I mean the thing that brought the whole ozonic/aquatics trend was the discovery/creation, back then, of Calone. That suddenly made the whole thing possible in the first place.
I think for the next such trend of the same magnitude to happen again. There is going to have to be
some other, as of yet undiscovered, "something" scent, from some or other lab. ... To start a whole new ball rolling !
Stratospheric scents anyone ???... ( Astrospheric ??? ... The scent of the stars !
)
I mean it's gonna have to be something really "out of this world" ... For we have pretty much the technology to do so, and have probably already reproduced pretty much any scent on earth, as is ! ...
I mean where does one go nowadays to find something actually "new" ???
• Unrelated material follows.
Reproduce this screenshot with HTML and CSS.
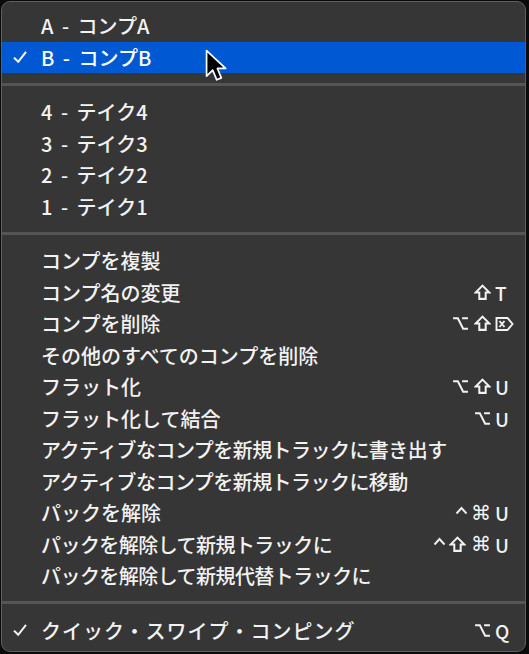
FILE: index.html
```html
<!DOCTYPE html>
<html lang="ja">
<head>
<meta charset="utf-8">
<link rel="stylesheet" href="styles.css">
</head>
<body>
<div class="menu">
  <div class="group">
    <div class="item"><span class="check"></span><span class="label num">A - コンプA</span><span class="sc"></span></div>
    <div class="item selected"><span class="check"><svg viewBox="0 0 14 12" width="14" height="12"><path d="M1 6.6 L5.2 10.8 L13 0.8" fill="none" stroke="#fff" stroke-width="2"/></svg></span><span class="label num">B - コンプB</span><span class="sc"></span></div>
  </div>
  <div class="sep"></div>
  <div class="group">
    <div class="item"><span class="check"></span><span class="label num">4 - テイク4</span><span class="sc"></span></div>
    <div class="item"><span class="check"></span><span class="label num">3 - テイク3</span><span class="sc"></span></div>
    <div class="item"><span class="check"></span><span class="label num">2 - テイク2</span><span class="sc"></span></div>
    <div class="item"><span class="check"></span><span class="label num">1 - テイク1</span><span class="sc"></span></div>
  </div>
  <div class="sep"></div>
  <div class="group">
    <div class="item"><span class="check"></span><span class="label">コンプを複製</span><span class="sc"></span></div>
    <div class="item"><span class="check"></span><span class="label">コンプ名の変更</span><span class="sc"><span class="mod"><svg class="g" viewBox="0 0 16 16" width="17" height="17"><path d="M8 1.5 L14.5 8 L11 8 L11 14 L5 14 L5 8 L1.5 8 Z"/></svg></span><span class="key">T</span></span></div>
    <div class="item"><span class="check"></span><span class="label">コンプを削除</span><span class="sc"><span class="mod"><svg class="g" viewBox="0 0 16 16" width="17" height="17"><path d="M1 3 H5.5 L10.5 13 H15 M9.5 3 H15"/></svg><svg class="g" viewBox="0 0 16 16" width="17" height="17"><path d="M8 1.5 L14.5 8 L11 8 L11 14 L5 14 L5 8 L1.5 8 Z"/></svg></span><span class="key"><svg class="g" viewBox="0 0 19 16" width="19" height="16"><path d="M1.5 2 H12.5 L17.5 8 L12.5 14 H1.5 Z M4.5 5 L9.5 11 M9.5 5 L4.5 11"/></svg></span></span></div>
    <div class="item"><span class="check"></span><span class="label">その他のすべてのコンプを削除</span><span class="sc"></span></div>
    <div class="item"><span class="check"></span><span class="label">フラット化</span><span class="sc"><span class="mod"><svg class="g" viewBox="0 0 16 16" width="17" height="17"><path d="M1 3 H5.5 L10.5 13 H15 M9.5 3 H15"/></svg><svg class="g" viewBox="0 0 16 16" width="17" height="17"><path d="M8 1.5 L14.5 8 L11 8 L11 14 L5 14 L5 8 L1.5 8 Z"/></svg></span><span class="key">U</span></span></div>
    <div class="item"><span class="check"></span><span class="label">フラット化して結合</span><span class="sc"><span class="mod"><svg class="g" viewBox="0 0 16 16" width="17" height="17"><path d="M1 3 H5.5 L10.5 13 H15 M9.5 3 H15"/></svg></span><span class="key">U</span></span></div>
    <div class="item"><span class="check"></span><span class="label tight">アクティブなコンプを新規トラックに書き出す</span><span class="sc"></span></div>
    <div class="item"><span class="check"></span><span class="label tight">アクティブなコンプを新規トラックに移動</span><span class="sc"></span></div>
    <div class="item"><span class="check"></span><span class="label">パックを解除</span><span class="sc"><span class="mod"><svg class="g caret" viewBox="0 0 13 16" width="13" height="16"><path d="M1.5 8.5 L6.5 3 L11.5 8.5"/></svg><span class="cmd">⌘</span></span><span class="key">U</span></span></div>
    <div class="item"><span class="check"></span><span class="label tight">パックを解除して新規トラックに</span><span class="sc"><span class="mod"><svg class="g caret" viewBox="0 0 13 16" width="13" height="16"><path d="M1.5 8.5 L6.5 3 L11.5 8.5"/></svg><svg class="g" viewBox="0 0 16 16" width="17" height="17"><path d="M8 1.5 L14.5 8 L11 8 L11 14 L5 14 L5 8 L1.5 8 Z"/></svg><span class="cmd">⌘</span></span><span class="key">U</span></span></div>
    <div class="item"><span class="check"></span><span class="label tight">パックを解除して新規代替トラックに</span><span class="sc"></span></div>
  </div>
  <div class="sep"></div>
  <div class="group">
    <div class="item"><span class="check"><svg viewBox="0 0 14 12" width="14" height="12"><path d="M1 6.6 L5.2 10.8 L13 0.8" fill="none" stroke="#f2f2f2" stroke-width="2"/></svg></span><span class="label wide">クイック・スワイプ・コンピング</span><span class="sc"><span class="mod"><svg class="g" viewBox="0 0 16 16" width="17" height="17"><path d="M1 3 H5.5 L10.5 13 H15 M9.5 3 H15"/></svg></span><span class="key">Q</span></span></div>
  </div>
  <svg class="cursor" viewBox="0 0 14 21" width="22" height="33"><path d="M1 1 L1 17.2 L4.9 13.4 L7.5 19.6 L10.4 18.4 L7.9 12.4 L13.1 12.4 Z" fill="#000" stroke="#fff" stroke-width="1.1" stroke-linejoin="round"/></svg>
</div>
</body>
</html>
```
FILE: styles.css
```css
html, body {
  margin: 0;
  padding: 0;
  background: #0b0b0b;
}
body {
  width: 529px;
  height: 654px;
  overflow: hidden;
}
.menu {
  position: relative;
  box-sizing: border-box;
  margin: 1px 0 0 1px;
  width: 525px;
  height: 651px;
  border: 1px solid #5e5e5e;
  border-radius: 9px;
  background: #363636;
  padding: 8px 0 4px;
  font-family: "Noto Sans CJK JP", "Noto Sans", sans-serif;
  font-size: 20px;
  font-weight: 500;
  color: #f2f2f2;
  overflow: hidden;
}
.item {
  display: flex;
  align-items: center;
  height: 31.5px;
  line-height: 31.5px;
  padding-right: 8px;
  white-space: nowrap;
}
.item.selected {
  background: #0058d2;
  color: #fff;
}
.check {
  width: 39px;
  flex: none;
  display: flex;
  align-items: center;
  padding-left: 11px;
  box-sizing: border-box;
}
.check svg { display: block; }
.label {
  flex: 1;
}
.label.num {
  word-spacing: 4px;
}
.label.wide {
  letter-spacing: 1px;
}
.label.tight {
  letter-spacing: -0.55px;
}
.sc {
  display: flex;
  align-items: center;
}
.mod {
  display: flex;
  align-items: center;
  gap: 5px;
  padding-right: 4px;
}
.g {
  display: block;
  fill: none;
  stroke: #f2f2f2;
  stroke-width: 1.9;
  stroke-linejoin: miter;
}
.g.caret {
  margin-right: -2px;
}
.cmd {
  font-family: "DejaVu Sans", sans-serif;
  font-size: 20px;
  line-height: 16px;
}
.key {
  width: 22px;
  display: flex;
  align-items: center;
  font-size: 19px;
}
.sep {
  height: 3px;
  background: #555555;
  margin: 9.5px 0 10.5px;
}
.cursor {
  position: absolute;
  left: 203px;
  top: 47px;
}
```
We just gonna have to start making them up altogether, so they don't actually smell like reproductions of anything else, but rather of something we don't know. (Totally made up scents ! ... And start composing scents with these) ... (And even that aint exactly novel !)
I mean at the moment the majority of the scents we produce, are made up of scents of stuff we recognise and mimic ! ("Mother Nature" basically!)... I'm pretty sure it's gonna start moving away from this. (It's the only direction left for inovation really !)
Last edited by Sybarite; 9th August 2009 at 06:49 AM.
I'm a fresh scent junkie and proud of it!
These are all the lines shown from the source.